Straight plays always find it harder to stay afloat on Broadway than big-budget musicals, and every day without a performance further tightens the screws on the finances of a show such as McPherson's The Seafarer, which transferred to New York from the National in London.
And it is McPherson's play, sadly, which stands to lose most from the stagehands' walkout. The playwright may be a darling of the critics, and The Seafarer his third Broadway outing, but his drama of a drunken Christmas Eve card game interrupted by the devil is the smallest of the shows affected by the strike, and consequently the most vulnerable.
The strike, which came after months of negotiation between the union and the League of American Theatres and Producers over pay rises and staffing levels, hit on November 10th, when the McPherson play was beginning press performances. This meant that, even if labour relations had been resolved by its November 15th opening date, the show would likely have had to be postponed. But that resolution still hasn't come, and cast members including Jim Norton, Ciarán Hinds and Conleth Hill are unable to enter the Booth Theatre even to rehearse. McPherson, who is also directing, has been equanimous in the face of this strife, but he has been frank, too, about the psychological challenge such a stoppage represents for cast and crew.
Neither will the case of The Seafarer be helped much by the fact of its Christmas setting, however peripheral and dark-hued that setting may be; on Broadway, the season is the season, and the planned mid-November opening was just right in terms of timing for a show which would need to do well over the holiday period in order to stay open into the spring.
And if it's an ill wind, in the form of Satan himself, that blows through McPherson's play, then another Irish playwright, Newry-born Abbie Spallen, may be feeling some of the benefits of that stiff breeze this week, as her play Pumpgirl prepares to open off-Broadway. The play will be produced, like McPherson's last Broadway run (with Shining City), by the Manhattan Theatre Club, and it seems, too, as though Spallen counts McPherson as an influence; Pumpgirl is a series of three monologues tracing three lonely lives in crisis, set in a modern Irish Border town, and centring on a young woman who works at a gas station. It premiered last year at London's Bush Theatre, and earned Spallen (who is currently under commission by Fishamble) a glowing preview spread in Sunday's New York Times.
Abbey welcomes Navan Man
Playwright Stuart Carolan has been announced as the Abbey Theatre and Anglo Irish Bank 2007 writer-in-association. Carolan first came to prominence via his Last Word radio show creations Navan Man and the Drunken Politician. His debut play was Defender of the Faith - a black comedy about the hunt for an IRA traitor - in the Peacock in 2004.

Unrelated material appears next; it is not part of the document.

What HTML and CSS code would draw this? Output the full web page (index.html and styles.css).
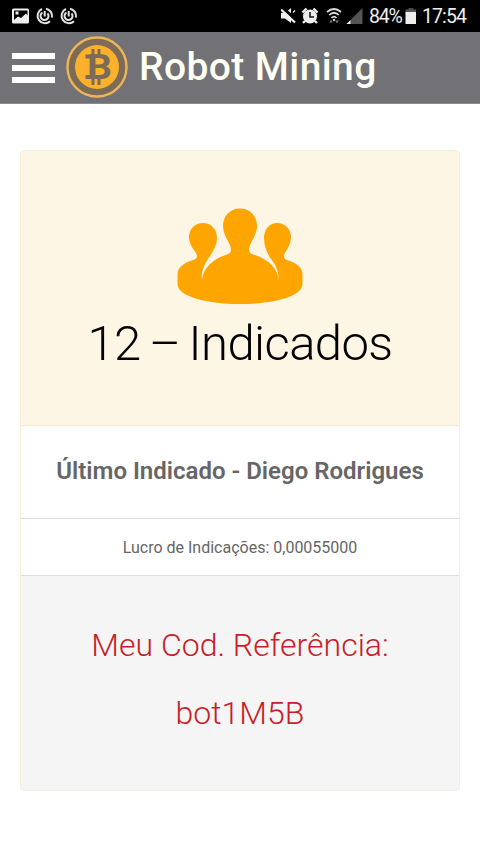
FILE: index.html
```html
<!DOCTYPE html>
<html lang="pt-br">

<head>
    <meta charset="utf-8">
    <meta name="viewport" content="width=device-width,initial-scale=1">
    <title>Robot Mining</title>
    <link rel="stylesheet" href="styles.css">
</head>

<body>
    <div class="statusbar">
        <svg class="status-left" width="80" height="32" viewBox="0 0 80 32">
            <path fill="#eee" fill-rule="evenodd" d="M13.500 8.500h14q1.500 0 1.500 1.500v12q0 1.500-1.500 1.500h-14q-1.500 0-1.500-1.500v-12q0-1.500 1.500-1.500zM14 20l4-3.500 3 1.500 5-4.500 1.500 2v-5h-13.500zM15.500 11.500h3v3h-3z" />
            <g id="swirl" fill="none" stroke="#e4e4e4" stroke-width="2">
                <path d="M42 9A7.400 7.400 0 1 0 50 21.200M46 8.700A7.400 7.400 0 0 1 51.900 17.500" />
                <path d="M42.500 12.500A4 4 0 1 0 47.500 13.300M44.700 11v5.500" />
            </g>
            <use href="#swirl" x="24" />
        </svg>
        <div class="status-right">
            <svg width="88" height="32" viewBox="0 0 88 32">
                <path fill="#eee" d="M0 13h4l6-5v15l-6-4.500H0z" />
                <path stroke="#000" stroke-width="3" d="M1 7.500l15 13" />
                <path stroke="#eee" stroke-width="2.200" d="M0 9.500l14 13" />
                <path stroke="#eee" stroke-width="1.300" d="M12 12.500l2-2" />
                <circle cx="29" cy="16.500" r="7" fill="#eee" />
                <path fill="none" stroke="#eee" stroke-width="2.400" d="M21.500 12.500l4-4M36.500 12.500l-4-4M24 21l-2 2M34 21l2 2" />
                <path fill="none" stroke="#111" stroke-width="1.500" d="M29 12v5h4" />
                <g fill="none" stroke="#ddd" stroke-width="1.700">
                    <path d="M46 12q7-6 14 0M48.200 15q4.800-4.500 9.600 0M50.500 18q2.500-2.600 5 0" />
                </g>
                <circle cx="53" cy="20" r="1.200" fill="#ddd" />
                <path fill="#777" d="M50 19.500l1.800 3h-3.600zM56 23.500l1.800-3h-3.600z" />
                <path fill="#555" d="M81.500 8v16h-16z" />
                <path fill="#eee" d="M69.500 20v4h-4z" />
            </svg>
            <span class="percent">84%</span>
            <svg width="12" height="32" viewBox="0 0 12 32">
                <path fill="#444" d="M3.500 8h5v2h-5z" />
                <path fill="#555" d="M.5 9.500h10.500v4H.5z" />
                <path fill="#eee" d="M.5 12h10.500v12H.5z" />
            </svg>
            <span class="clock">17:54</span>
        </div>
    </div>

    <div class="header">
        <div class="menu">
            <span></span>
            <span></span>
            <span></span>
        </div>
        <svg class="logo" width="62" height="62" viewBox="0 0 62 62">
            <circle cx="31" cy="31" r="29.500" fill="#7c6c57" stroke="#edb558" stroke-width="2.400" />
            <circle cx="31" cy="31" r="22" fill="#fbb12b" />
            <path fill="#7c6c57" d="M25.500 13h3v8h-3zM31.500 13h3v8h-3zM25.500 41h3v8h-3zM31.500 41h3v8h-3z" />
            <path fill="#7c6c57" d="M19.500 18.500h6v4h-6zM19.500 39h6v4h-6z" />
            <text class="coin" x="21" y="43" textLength="25" lengthAdjust="spacingAndGlyphs">B</text>
        </svg>
        <h1>Robot Mining</h1>
    </div>

    <div class="panel">
        <div class="panel-heading">
            <svg width="126" height="97" viewBox="0 0 126 97">
                <path fill="orange" d="M63 .5C73 .5 80 8 80 18C80 28 72 35 72 42Q72 45 76 46.500C92 51 101 61 101.500 72C102 64 99 57 94 51C90 45 87 38 87 30C87 21 93 15 100 15C108 15 114 21 114 29C114 39 107 44 107 48Q107 51 110 52C120 55 125.500 60 125.500 66V76C125.500 88 98 96 63 96S.5 88 .5 76V66C.5 60 6 55 16 52Q20 51 20 48C20 44 12 39 12 29C12 21 18 15 26 15C34 15 40 21 40 30C40 38 35 45 31 51C27 57 24 64 25 72C26 61 35 51 50 46.500Q54 45 54 42C54 35 46 28 46 18C46 8 53 .5 63 .5Z" />
            </svg>
            <h2>12 – Indicados</h2>
        </div>
        <div class="panel-last">Último Indicado - Diego Rodrigues</div>
        <div class="panel-profit">Lucro de Indicações: 0,00055000</div>
        <div class="panel-footer">
            <p>Meu Cod. Referência:</p>
            <p>bot1M5B</p>
        </div>
    </div>
</body>

</html>
```
FILE: styles.css
```css
* {
    margin: 0px;
    padding: 0px;
    box-sizing: border-box;
}

body {
    font-family: Roboto, sans-serif;
    background: #fff;
    color: #666;
}

svg {
    display: block;
    flex: none;
}

.statusbar {
    height: 32px;
    background: #000;
    color: #eee;
    display: flex;
    justify-content: space-between;
}

.status-right {
    display: flex;
    width: 199px;
    line-height: 33px;
    font-size: 19.5px;
    white-space: nowrap;
}

.percent {
    width: 36px;
    font-size: 19.5px;
    letter-spacing: -1.2px;
}

.clock {
    margin-left: 5px;
    letter-spacing: -0.9px;
}

.header {
    height: 72px;
    background: #727176;
    border-bottom: 1px solid #8b8a8e;
    display: flex;
    align-items: center;
    padding-left: 12px;
}

.menu {
    width: 43px;
    display: grid;
    gap: 6px;
}

.menu span {
    height: 6px;
    background: #fff;
}

.logo {
    margin-left: 11px;
    margin-bottom: 1px;
}

.coin {
    font-family: Roboto, sans-serif;
    font-weight: bold;
    font-size: 34.5px;
    fill: #7c6c57;
}

.header h1 {
    margin-left: 11px;
    font-size: 39px;
    font-weight: 500;
    letter-spacing: 0.4px;
    line-height: 68px;
    padding-bottom: 2px;
    color: #fffff4;
    white-space: nowrap;
}

.panel {
    width: 440px;
    height: 641px;
    margin: 46px auto 0;
    border: 1px solid #f6eed8;
    border-radius: 4px;
    overflow: hidden;
    text-align: center;
    white-space: nowrap;
}

.panel-heading {
    height: 275px;
    padding-top: 57px;
    background: #fdf6e4;
    border-bottom: 1px solid #f0ead6;
}

.panel-heading svg {
    margin: 0 auto;
}

.panel-heading h2 {
    margin-top: 10px;
    font-size: 49px;
    font-weight: 300;
    letter-spacing: -0.6px;
    word-spacing: -3px;
    line-height: 58px;
    color: #000;
}

.panel-last {
    height: 93px;
    line-height: 90px;
    font-size: 24px;
    font-weight: 600;
    border-bottom: 1px solid #ddd;
}

.panel-profit {
    height: 57px;
    line-height: 57px;
    font-size: 16px;
    border-bottom: 1px solid #ddd;
}

.panel-footer {
    height: 214px;
    padding-top: 35px;
    background: #f5f5f5;
    color: #c81e28;
    font-size: 32px;
    font-weight: 300;
    line-height: 68px;
}
```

At the formal announcement in the theatre on Wednesday, Carolan said it was a real honour and that he felt unworthy in the company of previous writers-in-association at the Abbey. He got a great laugh when he talked about the 20-year sponsor of the writer-in-association, Anglo Irish Bank, saying, "people associate writers with being anti-bank. But I think they're a great bank!" Just as Anglo Irish Bank loaned money to people others wouldn't lend to, he said, an entrepreneur goes "out on a limb because they believe in something that others don't believe in".
He talked warmly of the support structure at the Abbey, and described director Fiach MacConghail as "part politician and part alchemist", with a tie, suit and new shoes, but then the flowing hair, like Gandalf or Dumbledore.
Carolan's second play, Empress of India, was produced by Druid Theatre Company and directed by Garry Hynes. After it premiered in the Town Hall Theatre, Galway in 2006 it transferred to the Abbey as part of the Dublin Theatre Festival. Carolan is currently writing new plays for Druid, The National Theatre in London and the Abbey.
St Ann's Church, Dawson Street, Dublin is the venue for a John Beckett memorial concert tonight. Beckett, a distinguished conductor and harpsichordist and sometime composer, who died in London last February, is most fondly remembered for the Bach cantata series he conducted at St Ann's in the 1970s, writes Michael Dervan. The series was highly regarded abroad as well as at home, and the performances travelled to the BBC Proms in London and the Bruges Festival in Belgium. Beckett used to assemble a choir specially for his concerts, and singers from the original performances will be joining forces again to perform the cantatas - Nos 30 and 150 - which travelled to London and Bruges. The evening will also bring together members of the orchestra he used - the New Irish Chamber Orchestra - although, sadly, none of his original soloists is still active as a performer.
Their places will be taken by Rachel Talbot (soprano), Alison Browner (contralto), Peter Kerr (tenor), and Nigel Williams (bass), and the conductor is David Milne. Students from Beckett's viol consort and chamber music classes will also be performing, and the proceeds of the evening will go to St Ann's, which is this year celebrating its tercentenary.